“Um não sei quê, que nasce não sei onde,/Vem não sei como, e dói não sei porquê.” Luís de Camões

"Na dor lida sentem bem,/Não as duas que êle teve,/Mas só a que êles não têm." Fernando Pessoa

"Lividos astros,/Soidões lacustres.../Lemes e mastros.../E os alabastros/Dos balaustres!" Camilo Pessanha

"E eu estou feliz ainda./Mas faz-se tarde/e sei que é tempo de continuar." Helder Macedo

"Conchas, pedrinhas, pedacinhos de ossos..." Camilo Pessanha

“Vem, vagamente,/Vem, levemente,/Vem sozinha, solene, com as mãos caídas/Ao teu lado, vem” Álvaro de Campos

"Chove nela graça tanta/que dá graça à fermosura;/vai fermosa, e não segura." Luís de Camões

sábado, 26 de janeiro de 2013

Uma mulher

   "Vénus Negra"/"Vénus noire", o mais recente filme do tunisino radicado em França Abdellatif Kechiche (2010), traça um retrato impressionante e muito forte da denominada "vénus hotentote", Saartjie Baartman/Yahima Torres, personagem histórica que, no início do século XIX, terá servido de cobaia para os cientistas franceses estabelecerem que, apesar de negra e hotentote, ela pertencia à mesma espécie que as europeias.
    Estranha mártir da ciência, o filme conta-nos a sua história entre Londres em 1910 e Paris em 1915, enquanto serve de atracção de feira e de aristocratas como espécimen bizarro e exótico, capaz de fazer coisas especiais, especialmente bizarras, exóticas e por isso atraentes, mesmo se em situação parecida com o cativeiro.

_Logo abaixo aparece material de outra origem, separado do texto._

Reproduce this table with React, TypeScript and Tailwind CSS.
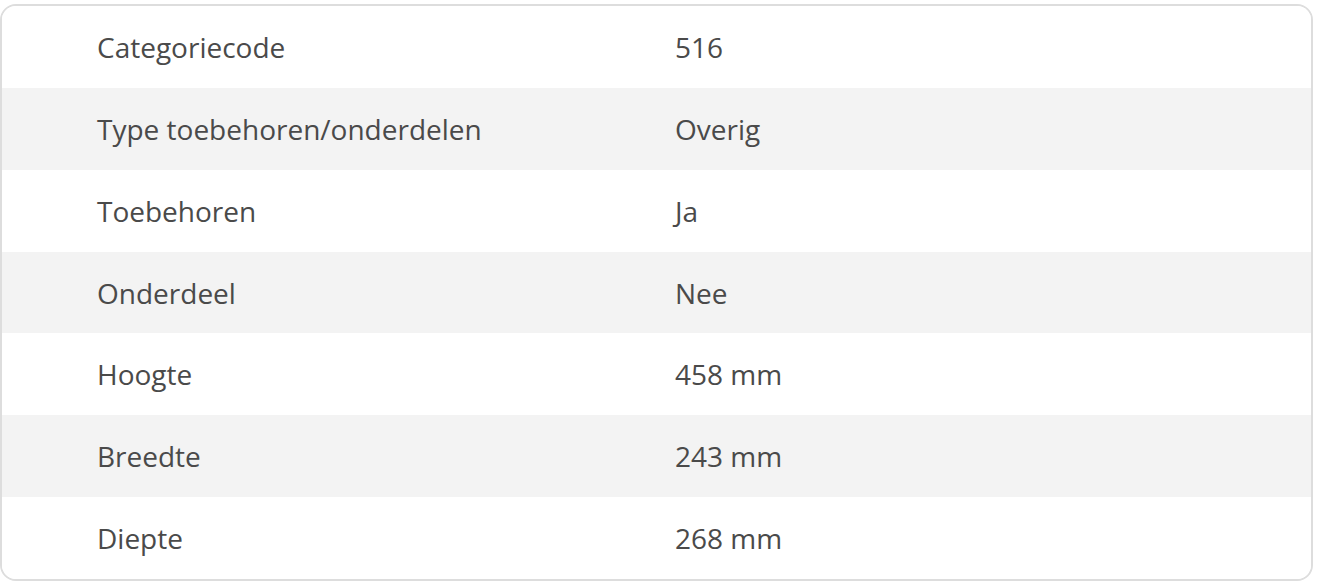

O final do filme, passado na actualidade, mostra-nos a homenagem que lhe foi recentemente prestada na África do Sul, mas antes disso podemos assistir, com todos os detalhes, ao percurso de uma mulher negra em semi-cativeiro na Europa do início do século XIX, quando a superioridade branca e europeia passava também pelo estabelecimento dos dados científicos em relação à espécie.  
                    
              Devo dizer que este é o elemento que a mim me impressiona mais no filme, pois perante a natural recusa de Saartjie em colaborar, vai ser a partir do seu cadáver que vai ser possível tirar o molde de que resultam, inequívocas, as provas científicas procuradas, de uma mulher que em vida sofreu todos os abusos e vexames de uma raça que se entendia superior, para cuja elite serviu de atracção, engodo e excitação perversa.
             Abdellatif Kechiche é um bom cineasta, de quem pudemos apreciar trabalhos anteriores, nomeadamente "La faute à Voltaire" (2000), "A Esquiva"/L'esquive" (2003) e o admirável "O Segredo de um Cuscuz"/"La graine et le mulet" (2007), que aqui faz um trabalho de grande interesse e atenção ao detalhe de época e histórico, com uma planificação sem concessões de nenhuma espécie e reveladora de um estilo muito seguro que lhe permite guardar distâncias sem perder a proximidade da protagonista, respeitando com sobriedade e rigor os seus sucessivos proprietários brancos, Hendrik Caezar/Andre Jacobs e Réaux/Olivier Gourmet, personagens muito importantes porque, habilmente, o cineasta faz com que os acompanhemos por forma a estabelecer a justa distância em relação a Saartjie/Sarah.    
                    
         "Vénus Negra" era um filme necessário? A meu ver sim. E está à altura da personagem de que se ocupa? A meu ver está. Haverá quem, ainda hoje, na Europa fique incomodado por esta história e esta personagem? Se calhar, haverá. Mas, como quaisquer outros, todos temos que lidar com a verdade do passado, que como tal merece ser conhecida, sem que por isso nos julguemos, hoje, melhores do que aqueles que nos antecederam. E Yahima Torres está excelente no papel da "vénus hotentote", de que assume plenamente a humilhação, a nobreza e o orgulho.
         A questão que me fica é se, mudadas as circunstâncias, com as mesmas ou outras raças, ou mesmo dentro da mesma raça, e mudadas as pessoas, a questão de fundo de uma pretensa superioridade, racial ou outra, não permanecerá nos nossos dias. Só que, se calhar, hoje como ontem acha-se que é natural, que é mesmo assim.